Feasability of the implementation of a Speaker Enrollment pipeline. #391

Closed hadware closed 4 years ago

hadware commented 4 years ago

Is your feature request related to a problem? Please describe. The title is pretty self-explanatory. I'd just like to know how much work would be needed to implement a pipeline for a speaker unrolling task: are all the required building blocks already here in your opinion? If there isn't too much digging involved, i'd probably be willing to do it myself :)

hbredin commented 4 years ago

Can you please define "speaker unrolling"? I am not familiar with this wording.

Did you mean "speaker enrollment"? If so, what do you have in mind exactly? Speaker identification?

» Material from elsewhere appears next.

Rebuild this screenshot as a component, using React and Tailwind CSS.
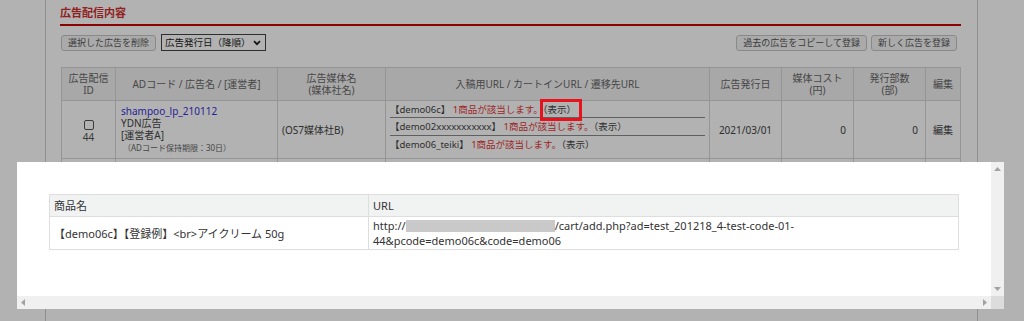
import React from "react";

const urlRows = [
  { code: "【demo06c】", mark: true },
  { code: "【demo02xxxxxxxxxxx】", mark: false },
  { code: "【demo06_teiki】", mark: false },
];

function TriUp() {
  return (
    <svg width="7" height="4" viewBox="0 0 7 4">
      <path d="M3.5 0 L7 4 L0 4 Z" fill="#a3a3a3" />
    </svg>
  );
}

function TriDown() {
  return (
    <svg width="7" height="4" viewBox="0 0 7 4">
      <path d="M0 0 L7 0 L3.5 4 Z" fill="#a3a3a3" />
    </svg>
  );
}

function TriLeft() {
  return (
    <svg width="4" height="7" viewBox="0 0 4 7">
      <path d="M4 0 L4 7 L0 3.5 Z" fill="#a3a3a3" />
    </svg>
  );
}

function TriRight() {
  return (
    <svg width="4" height="7" viewBox="0 0 4 7">
      <path d="M0 0 L4 3.5 L0 7 Z" fill="#a3a3a3" />
    </svg>
  );
}

export default function App() {
  return (
    <div className="relative h-[321px] w-[1024px] overflow-hidden bg-white font-['Noto_Sans','Noto_Sans_CJK_JP',sans-serif] text-[#444]">
      {/* page behind the dialog */}
      <div className="ml-[45px] h-full w-[933px] border-x border-[#cfcfcf] pl-[14px] pr-[16px]">
        <h2 className="pt-[7px] text-[11px] font-bold leading-[12px] text-[#d03030]">広告配信内容</h2>
        <div className="mt-[5px] h-[2px] bg-[#c80000]" />

        <div className="mt-[8px] flex h-[17px] items-center justify-between pl-px pr-[4px]">
          <div className="flex items-center gap-[5px]">
            <button className="h-[16px] whitespace-nowrap rounded-[3px] border border-[#c4c4c4] bg-[#f4f4f4] px-[6px] text-[9px] leading-[14px] text-[#555]">
              選択した広告を削除
            </button>
            <div className="flex h-[17px] w-[105px] items-center justify-between whitespace-nowrap border border-[#444] bg-white pl-[3px] pr-[4px] text-[9.5px] leading-[15px] text-[#222]">
              <span>広告発行日（降順）</span>
              <svg width="8" height="6" viewBox="0 0 8 6">
                <path d="M1 1.2 L4 4.2 L7 1.2" stroke="#222" strokeWidth="1.8" fill="none" />
              </svg>
            </div>
          </div>
          <div className="flex items-center gap-[4px]">
            <button className="h-[16px] whitespace-nowrap rounded-[3px] border border-[#c4c4c4] bg-[#f4f4f4] px-[6px] text-[9px] leading-[14px] text-[#555]">
              過去の広告をコピーして登録
            </button>
            <button className="h-[16px] whitespace-nowrap rounded-[3px] border border-[#c4c4c4] bg-[#f4f4f4] px-[6px] text-[9px] leading-[14px] text-[#555]">
              新しく広告を登録
            </button>
          </div>
        </div>

        <table className="ml-px mt-[16px] w-[899px] table-fixed border-collapse text-[10px] leading-[12px]">
          <colgroup>
            <col className="w-[54px]" />
            <col className="w-[162px]" />
            <col className="w-[108px]" />
            <col className="w-[324px]" />
            <col className="w-[72px]" />
            <col className="w-[72px]" />
            <col className="w-[72px]" />
            <col className="w-[35px]" />
          </colgroup>
          <thead>
            <tr className="h-[33px] bg-[#f1f1f1] text-[#666]">
              <th className="border border-[#d6d6d6] font-normal">広告配信<br />ID</th>
              <th className="border border-[#d6d6d6] font-normal">ADコード / 広告名 / [運営者]</th>
              <th className="border border-[#d6d6d6] font-normal">広告媒体名<br />(媒体社名)</th>
              <th className="border border-[#d6d6d6] font-normal">入稿用URL / カートインURL / 遷移先URL</th>
              <th className="border border-[#d6d6d6] font-normal">広告発行日</th>
              <th className="border border-[#d6d6d6] font-normal">媒体コスト<br />(円)</th>
              <th className="border border-[#d6d6d6] font-normal">発行部数<br />(部)</th>
              <th className="border border-[#d6d6d6] font-normal">編集</th>
            </tr>
          </thead>
          <tbody>
            <tr className="h-[58px]">
              <td className="border border-[#d6d6d6] text-center">
                <div className="flex flex-col items-center pt-[3px]">
                  <span className="h-[10px] w-[10px] rounded-[2px] border border-[#555] bg-white" />
                  <span className="mt-[1px] text-[#555]">44</span>
                </div>
              </td>
              <td className="border border-[#d6d6d6] pl-[5px]">
                <div className="text-[#3a2fd8]">shampoo_lp_210112</div>
                <div>YDN広告</div>
                <div>[運営者A]</div>
                <div className="pl-[2px] pt-[1px] text-[8px] leading-[12px] text-[#666]">（ADコード保持期限：30日）</div>
              </td>
              <td className="border border-[#d6d6d6] pl-[4px]">(OS7媒体社B)</td>
              <td className="border border-[#d6d6d6] px-[4px] align-top text-[9.5px]">
                {urlRows.map((r, i) => (
                  <div
                    key={r.code}
                    className={
                      i === 0
                        ? "h-[17px] border-b border-[#8a8a8a] pt-[3px]"
                        : i === 1
                          ? "h-[18px] border-b border-[#8a8a8a] pt-[3px]"
                          : "h-[18px] pt-[3px]"
                    }
                  >
                    <span>{r.code} </span>
                    <span className="text-[#e33434]">1商品が該当します。</span>
                    <span className="relative">
                      （表示）
                      {r.mark && (
                        <span className="absolute -left-[3px] -top-[4px] z-30 h-[22px] w-[42px] border-[3px] border-[#e8121c]" />
                      )}
                    </span>
                  </div>
                ))}
              </td>
              <td className="border border-[#d6d6d6] text-center">2021/03/01</td>
              <td className="border border-[#d6d6d6] pr-[7px] text-right">0</td>
              <td className="border border-[#d6d6d6] pr-[7px] text-right">0</td>
              <td className="border border-[#d6d6d6] text-center">編集</td>
            </tr>
            <tr className="h-[58px]">
              <td className="border border-[#d6d6d6]" />
              <td className="border border-[#d6d6d6]" />
              <td className="border border-[#d6d6d6]" />
              <td className="border border-[#d6d6d6]" />
              <td className="border border-[#d6d6d6]" />
              <td className="border border-[#d6d6d6]" />
              <td className="border border-[#d6d6d6]" />
              <td className="border border-[#d6d6d6]" />
            </tr>
          </tbody>
        </table>
      </div>

      {/* dimming overlay */}
      <div className="fixed inset-0 z-10 bg-black/30" />

      {/* dialog */}
      <div className="fixed left-[17px] top-[162px] z-20 flex h-[147px] w-[987px] flex-col bg-white text-[11px] leading-[15px] text-[#333]">
        <div className="flex min-h-0 flex-1">
          <div className="flex-1 pl-[32px] pt-[32px]">
            <table className="w-[910px] table-fixed border-collapse">
              <colgroup>
                <col className="w-[319px]" />
                <col />
              </colgroup>
              <thead>
                <tr className="h-[22px] bg-[#f1f2f2]">
                  <th className="border border-[#dedede] pl-[4px] text-left font-normal">商品名</th>
                  <th className="border border-[#dedede] pl-[4px] text-left font-normal">URL</th>
                </tr>
              </thead>
              <tbody>
                <tr className="h-[33px]">
                  <td className="border border-[#dedede] pl-[4px]">【demo06c】【登録例】&lt;br&gt;アイクリーム 50g</td>
                  <td className="border border-[#dedede] pl-[4px]">
                    <div className="flex items-center">
                      <span>http://</span>
                      <span className="h-[12px] w-[149px] bg-[#c9c9c9]" />
                      <span>/cart/add.php?ad=test_201218_4-test-code-01-</span>
                    </div>
                    <div>44&amp;pcode=demo06c&amp;code=demo06</div>
                  </td>
                </tr>
              </tbody>
            </table>
          </div>
          <div className="flex w-[13px] flex-col items-center justify-between bg-[#f0f0f0] py-[5px]">
            <TriUp />
            <TriDown />
          </div>
        </div>
        <div className="flex h-[13px]">
          <div className="flex flex-1 items-center justify-between bg-[#f0f0f0] px-[4px]">
            <TriLeft />
            <TriRight />
          </div>
          <div className="w-[13px] bg-[#dcdcdc]" />
        </div>
      </div>
    </div>
  );
}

Rachine commented 4 years ago

Hello,

Yes, it would be speaker enrollment. Based on variable amount of target speakers, find all the segments in the audio from these speakers. We were thinking to a pipeline that look like this https://static.googleusercontent.com/media/research.google.com/en//pubs/archive/41939.pdf

hbredin commented 4 years ago

I didn't go through the paper but I think the SpeechTurnClosestAssignment pipeline might get you started.

Enrollment

Basic idea: gather all speaker embedding for each target and take the average.

https://github.com/pyannote/pyannote-audio/blob/06f76a2c5a37c79cf42710167c7b7404658879d3/pyannote/audio/pipeline/speech_turn_assignment.py#L94-L113

Recognition

Basic idea: for each test speech turn (or, here, speaker cluster), find closest target speaker (by comparing their average embedding. You might also want to consider the reject option if even the closest target speaker is too far.

https://github.com/pyannote/pyannote-audio/blob/06f76a2c5a37c79cf42710167c7b7404658879d3/pyannote/audio/pipeline/speech_turn_assignment.py#L115-L144

Rachine commented 4 years ago

Amazing! Thank you! We will let you know how this goes and if it works on our 'special' data.

hbredin commented 4 years ago

Closing this issue as I believe the original question has been answered. I'd still be interested in knowing how it went 👀

Rachine commented 4 years ago

Hey! This is still ongoing. We have the pipeline up and running but we are having a hard time to finetune correctly a spk emb model on our smallish dataset 😿